» **Exercise brief**
Provide only the number of lines in the data below that contain the word "this".

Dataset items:
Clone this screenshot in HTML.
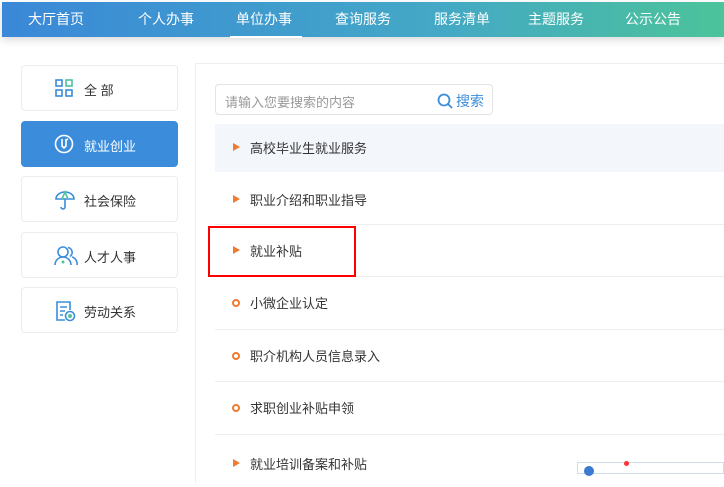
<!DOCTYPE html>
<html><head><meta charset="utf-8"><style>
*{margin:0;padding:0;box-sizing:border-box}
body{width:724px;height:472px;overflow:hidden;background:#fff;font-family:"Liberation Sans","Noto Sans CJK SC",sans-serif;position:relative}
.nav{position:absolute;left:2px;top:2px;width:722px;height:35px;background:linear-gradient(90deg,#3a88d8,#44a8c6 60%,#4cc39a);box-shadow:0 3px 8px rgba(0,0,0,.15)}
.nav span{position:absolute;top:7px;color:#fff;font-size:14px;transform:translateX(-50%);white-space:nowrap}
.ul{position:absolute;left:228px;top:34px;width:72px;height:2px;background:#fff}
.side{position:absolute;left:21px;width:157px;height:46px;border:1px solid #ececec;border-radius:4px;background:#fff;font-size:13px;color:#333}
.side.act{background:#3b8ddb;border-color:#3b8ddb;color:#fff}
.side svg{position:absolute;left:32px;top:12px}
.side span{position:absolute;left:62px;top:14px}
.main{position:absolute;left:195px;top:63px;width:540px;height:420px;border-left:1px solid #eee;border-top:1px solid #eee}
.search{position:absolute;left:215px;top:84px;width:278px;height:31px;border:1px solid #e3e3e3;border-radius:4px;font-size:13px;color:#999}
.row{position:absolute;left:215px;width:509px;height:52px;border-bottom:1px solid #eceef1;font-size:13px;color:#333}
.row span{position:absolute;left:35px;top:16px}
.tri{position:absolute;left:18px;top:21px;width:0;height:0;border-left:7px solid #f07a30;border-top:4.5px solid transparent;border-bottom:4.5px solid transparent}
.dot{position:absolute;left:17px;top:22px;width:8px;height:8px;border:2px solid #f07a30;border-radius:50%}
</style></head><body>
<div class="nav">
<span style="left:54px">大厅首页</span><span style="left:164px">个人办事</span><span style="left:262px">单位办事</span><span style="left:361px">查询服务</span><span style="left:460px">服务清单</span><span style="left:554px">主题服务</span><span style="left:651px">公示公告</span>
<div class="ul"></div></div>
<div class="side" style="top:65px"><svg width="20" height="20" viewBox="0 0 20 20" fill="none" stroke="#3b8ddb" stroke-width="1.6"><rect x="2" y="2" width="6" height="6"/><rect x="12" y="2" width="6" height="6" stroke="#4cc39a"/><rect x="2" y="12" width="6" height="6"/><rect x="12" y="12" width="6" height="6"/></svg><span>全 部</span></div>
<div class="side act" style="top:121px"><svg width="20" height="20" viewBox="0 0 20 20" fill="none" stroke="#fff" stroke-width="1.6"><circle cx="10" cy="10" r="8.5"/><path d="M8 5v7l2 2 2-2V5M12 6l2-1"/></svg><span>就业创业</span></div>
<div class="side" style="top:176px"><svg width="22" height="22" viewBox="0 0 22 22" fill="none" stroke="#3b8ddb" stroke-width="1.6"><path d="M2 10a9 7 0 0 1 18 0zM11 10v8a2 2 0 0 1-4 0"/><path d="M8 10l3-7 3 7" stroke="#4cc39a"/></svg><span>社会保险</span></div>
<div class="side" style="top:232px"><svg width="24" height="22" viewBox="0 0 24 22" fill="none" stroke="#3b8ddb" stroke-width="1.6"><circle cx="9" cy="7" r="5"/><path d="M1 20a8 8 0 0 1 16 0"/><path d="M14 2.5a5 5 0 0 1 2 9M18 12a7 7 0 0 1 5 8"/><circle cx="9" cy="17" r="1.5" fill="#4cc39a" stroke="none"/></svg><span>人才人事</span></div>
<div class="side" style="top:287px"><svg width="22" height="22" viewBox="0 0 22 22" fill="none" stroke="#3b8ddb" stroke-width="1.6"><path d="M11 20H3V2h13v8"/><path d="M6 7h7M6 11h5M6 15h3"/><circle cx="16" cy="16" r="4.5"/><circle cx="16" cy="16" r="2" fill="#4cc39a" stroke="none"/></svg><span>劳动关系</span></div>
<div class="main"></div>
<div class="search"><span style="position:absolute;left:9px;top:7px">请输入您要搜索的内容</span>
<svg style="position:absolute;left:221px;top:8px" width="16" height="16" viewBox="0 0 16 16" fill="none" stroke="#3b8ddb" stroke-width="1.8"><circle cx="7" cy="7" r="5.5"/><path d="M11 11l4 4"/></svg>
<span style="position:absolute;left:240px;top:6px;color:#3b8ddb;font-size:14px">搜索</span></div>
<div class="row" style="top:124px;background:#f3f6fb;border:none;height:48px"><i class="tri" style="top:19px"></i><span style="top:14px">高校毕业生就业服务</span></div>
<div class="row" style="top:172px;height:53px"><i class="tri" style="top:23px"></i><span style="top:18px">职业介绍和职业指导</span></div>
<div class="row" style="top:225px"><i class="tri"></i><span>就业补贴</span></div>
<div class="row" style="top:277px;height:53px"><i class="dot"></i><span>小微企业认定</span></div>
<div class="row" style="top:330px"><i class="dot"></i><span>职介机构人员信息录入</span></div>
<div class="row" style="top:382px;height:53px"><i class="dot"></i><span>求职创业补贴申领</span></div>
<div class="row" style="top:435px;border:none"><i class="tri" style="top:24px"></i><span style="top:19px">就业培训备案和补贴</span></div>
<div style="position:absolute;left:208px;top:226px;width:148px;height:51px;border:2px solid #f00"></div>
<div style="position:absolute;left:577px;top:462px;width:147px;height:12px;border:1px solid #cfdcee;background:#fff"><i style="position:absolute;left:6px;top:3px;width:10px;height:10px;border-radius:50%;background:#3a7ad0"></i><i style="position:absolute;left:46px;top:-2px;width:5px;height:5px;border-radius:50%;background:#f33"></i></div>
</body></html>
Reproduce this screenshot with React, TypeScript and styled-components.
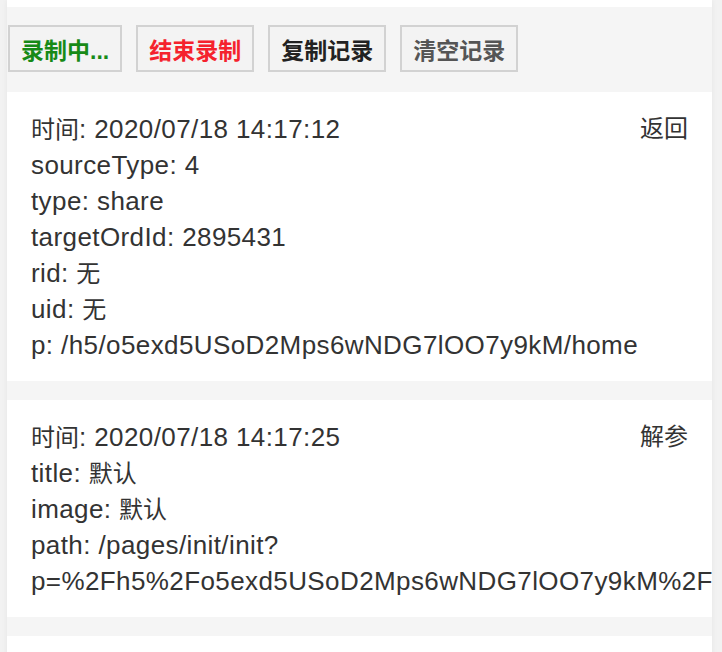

» **Correct output**
2